Die “Wurstlücke” im Kartellrecht
Oftmals fragt man sich bei Gesetzesänderungen, inwiefern diese dazu geeignet sind, das mit ihnen verfolgte Ziel auch tatsächlich zu erreichen. Ein praktisch tatsächlich schönes Beispiel für eine Änderung, bei welcher der Erfolg sich unmittelbar bemerkbar machen dürfte, ist die durch die aktuelle GBW-Novelle in Kraft getretene Haftbarkeit von (Mutter) Gesellschaften für Tochter-/ Konzerngesellschaften: Der Wurstfabrikant Clemens Tönnies – sowie ihn imitierende Unternehmen - hatten in der Vergangenheit Tochtergesellschaften, welche an Preisabsprachen für Wurstwaren teilgenommen hatten, und an die ein Kartell-Bußgeld verhängt worden war, einfach aufgelöst, womit die Geldbuße ins Leere ging, da die Konzern-Muttergesellschaft nicht für Verfehlungen ihrer Töchter haftete. Dieser als „Wurstlücke“ bekannt gewordene Trick dürfte nach den Neuerungen der GWB-Novelle – wir berichteten in der vorletzten Ausgabe – nicht mehr funktionieren, denn es gibt nun die Möglichkeit der Konzernhaftung/ Haftung des Rechtsnachfolgers. Damit dürfte die bislang bestehende Rechtslücke, durch die Unternehmen Kartellstrafen durch Umstrukturierungen einfach entgehen konnten, geschlossen sein.
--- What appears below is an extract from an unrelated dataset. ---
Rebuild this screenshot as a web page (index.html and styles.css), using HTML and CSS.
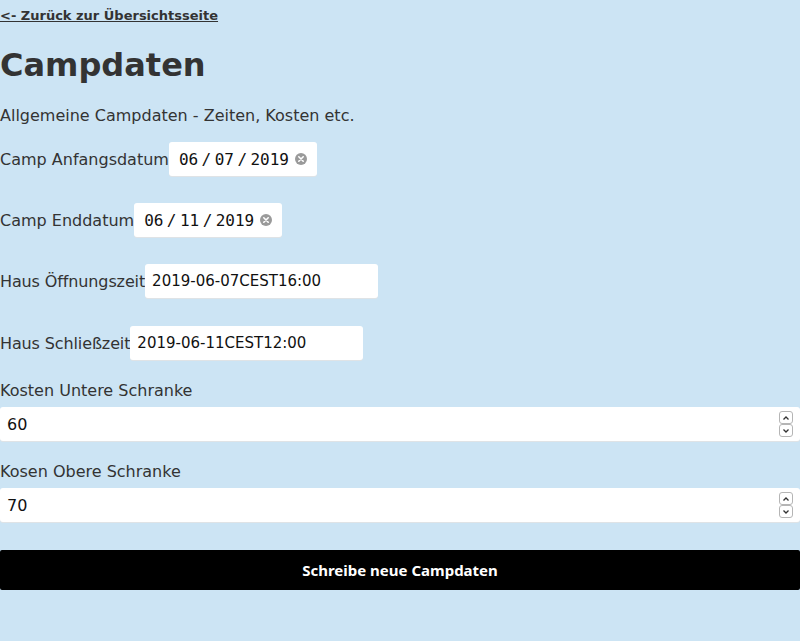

Auf europäischer Ebene und in vielen anderen EU-Ländern werden Kartellverstöße bereits bei den Muttergesellschaften geahndet, das deutsche Recht setzte bislang lediglich bei der handelnden Konzerntochter an. Es soll wohl auch schon darüber nachgedacht worden sein, besonders auffällige Verfahren an die EU-Kommission weiterzugeben, die sie dann nach dem seit jeher strengerem europäischen Wettbewerbsrecht führen könnte. Sofern andere Rechtslücken, die – in letzten Endes legaler, wenn auch moralisch vielleicht verwerflicher – Weise von Unternehmen ausgenutzt werden, nicht geschlossen werden können, so könnte ein künftiger Ansatz ja auch darin bestehen, dass sich EU-Kommissarin Margrethe Vestager Anreize holt bei ihrem Amtskollegen Pierre Moscovici zur Abwälzung von Pflichten des Gesetzgebers auf andere Beteiligte, vgl. hierzu unser Beitrag in der gleichen Ausgabe zum Öffentlichen Recht/ EU-Recht.